On the cross, Jesus shows us what kind of God Yahweh is, and how Jesus came to rule and reign, not by might, nor by power, but by self-sacrificial service and taking the sins and guilt and blame of the entire world upon Himself.

This is the kind of God revealed in Jesus Christ. This is the kind of God Yahweh truly is.

God is peacefulIt is on the cross that Jesus put to death the violent portrayal of God in the Old Testament and revealed once and for all that God is not like that. It is on the cross where Jesus revealed what God is really like: He is loving, kind, forgiving, and would rather take the blame for the sins of His children than accuse and condemn them for misusing and abusing the freedom He gave.

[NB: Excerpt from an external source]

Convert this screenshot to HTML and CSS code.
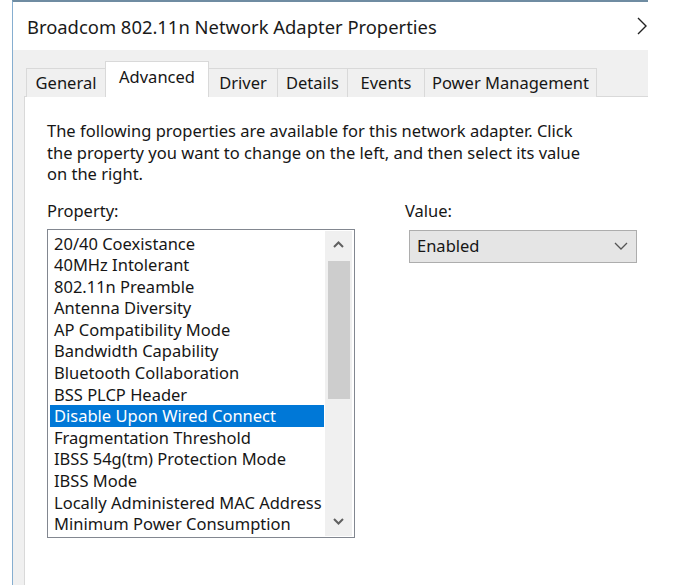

By taking the sin of the entire world upon Himself, Jesus revealed that this is what Yahweh has always been doing throughout time and history. He has been taking the sin and guilt and blame of the entire world onto Himself.

By inspiring the human authors to write what they did, God made it look like He was the one responsible for the actions of Israel, the destruction of the flood, the murder of the firstborn males of Israel, and the slaughter of Canaanite women and children. All of these things were going to happen no matter what, but God took the blame for all of them by inspiring the biblical authors to write what they did about Him. God takes the blame. He accepts the guilt.

This is what we see in Jesus Christ. God, when standing before a court of human sinners who have set themselves up to judge and condemn Him, accepts their sentence. He nods His head in agreement with every angry accusation. When the charges are read, He enters a “Guilty” plea. “Christ, in His sinlessness, took responsibility for our wrongdoing” (Martin, 2 Corinthians, 144).

God of the Old Testament and JesusThis post is part of my ongoing series on how to understand the violence of God in the Old Testament. Specifically, I am trying to answer this question:

How can a God who says "Love your enemies" (Matthew 5:44) be the same God who instructs His people in the Old Testament to kill their enemies?

To see what I am arguing so far, click here.

Also, when I am done with this series of posts, I will be publishing them as a book. If you want a free digital copy of this book when it comes out, make sure you have subscribed to my email newsletter.


 

Comments

  1. says

    Thank you in return, Clif. I think that God wants us to know Him better, which is one reason Jesus came… to reveal Abba to us. None of us have all the answers to our questions, but as we journey with Jesus together, hopefully we all come to a better knowledge of who He is and how much He loves us!

  2. MarkR says

    Justice is sometimes violent in action. God is just. I find no reason to state that God is violent in a malevolent way. However violence can be a means to justice. Violence was administered to Jesus in our place- so Gods justice would reign. It had to be. At the second coming violent men will be overcome and the means are violent. So NO GOD is NOT violent per se- but He uses violence. The God of the OT is the same as the God of the NT. His justice MUST be adhered to- violence is a means. Jesus even states to carry a sword. Defensively of course but possibly utilizing violence. This debate reminds of the gun debate wherein a means is juxtaposed with a TOTAL character trait- in other words “If you Joe citizen have a weapon for protetction you are somehow evil and wrong”. By the same token if God uses violences He is unjust and wrong. Both are wrongheaded concepts.

    • says

      I see what you are saying. Yes, it all depends somewhat on how violence is defined. Certainly, discipline can be viewed as violence, especially by the one being disciplined.

      As for Jesus and the sword text, there are alternate ways of understanding what Jesus was saying there, and note that when Peter actually uses a sword, Jesus tells him to put it away. All of that is fodder for a future post though.